> _GOAL_
Set down all of the data that follows word for word, without the images.

^^^^^^^^

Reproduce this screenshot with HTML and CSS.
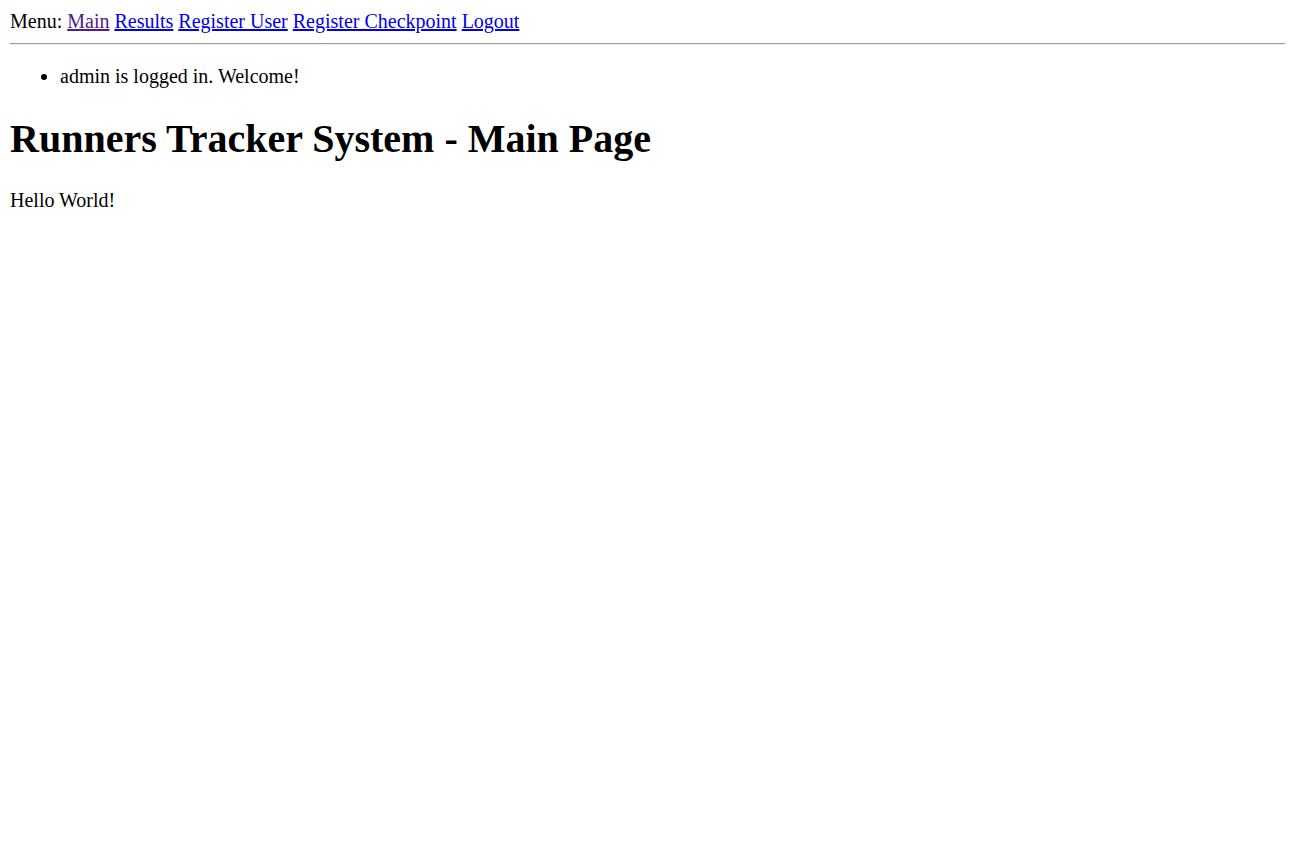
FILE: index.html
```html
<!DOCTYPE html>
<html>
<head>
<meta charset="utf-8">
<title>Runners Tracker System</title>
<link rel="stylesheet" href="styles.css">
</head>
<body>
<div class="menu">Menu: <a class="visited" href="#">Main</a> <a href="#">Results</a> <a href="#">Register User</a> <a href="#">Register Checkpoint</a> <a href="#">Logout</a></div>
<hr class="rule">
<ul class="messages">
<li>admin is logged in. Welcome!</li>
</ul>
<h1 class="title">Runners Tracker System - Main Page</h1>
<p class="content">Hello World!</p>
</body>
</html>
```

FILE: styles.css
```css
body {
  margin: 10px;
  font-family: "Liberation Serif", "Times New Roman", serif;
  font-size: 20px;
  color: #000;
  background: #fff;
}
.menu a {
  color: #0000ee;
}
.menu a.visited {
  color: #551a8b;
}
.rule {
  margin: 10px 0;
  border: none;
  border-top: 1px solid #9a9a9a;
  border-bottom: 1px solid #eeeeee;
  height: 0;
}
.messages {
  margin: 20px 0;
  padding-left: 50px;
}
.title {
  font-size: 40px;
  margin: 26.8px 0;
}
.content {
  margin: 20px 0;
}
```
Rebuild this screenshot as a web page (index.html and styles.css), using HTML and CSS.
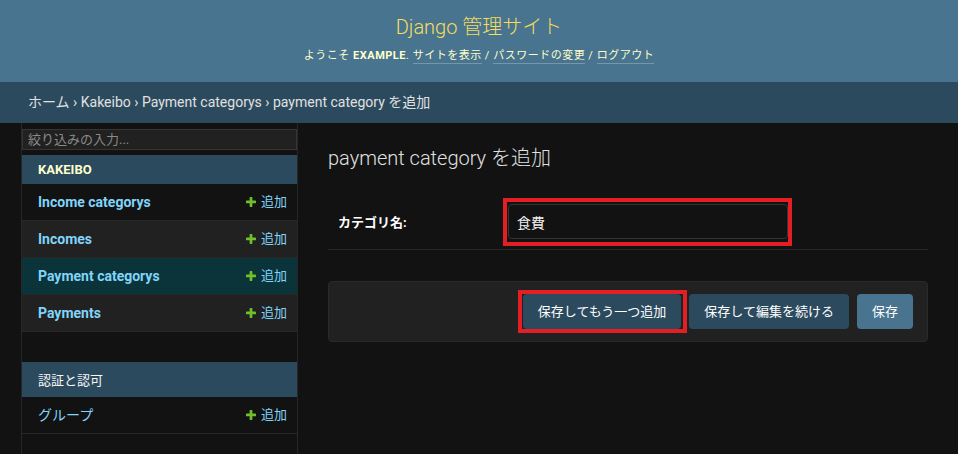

^^^^^^^^

> _THE OUTPUT_
Reproduce this screenshot with HTML and CSS.
FILE: index.html
```html
<!DOCTYPE html>
<html>
<head>
<meta charset="utf-8">
<title>Runners Tracker System</title>
<link rel="stylesheet" href="styles.css">
</head>
<body>
<div class="menu">Menu: <a class="visited" href="#">Main</a> <a href="#">Results</a> <a href="#">Register User</a> <a href="#">Register Checkpoint</a> <a href="#">Logout</a></div>
<hr class="rule">
<ul class="messages">
<li>admin is logged in. Welcome!</li>
</ul>
<h1 class="title">Runners Tracker System - Main Page</h1>
<p class="content">Hello World!</p>
</body>
</html>
```

FILE: styles.css
```css
body {
  margin: 10px;
  font-family: "Liberation Serif", "Times New Roman", serif;
  font-size: 20px;
  color: #000;
  background: #fff;
}
.menu a {
  color: #0000ee;
}
.menu a.visited {
  color: #551a8b;
}
.rule {
  margin: 10px 0;
  border: none;
  border-top: 1px solid #9a9a9a;
  border-bottom: 1px solid #eeeeee;
  height: 0;
}
.messages {
  margin: 20px 0;
  padding-left: 50px;
}
.title {
  font-size: 40px;
  margin: 26.8px 0;
}
.content {
  margin: 20px 0;
}
```
Rebuild this screenshot as a web page (index.html and styles.css), using HTML and CSS.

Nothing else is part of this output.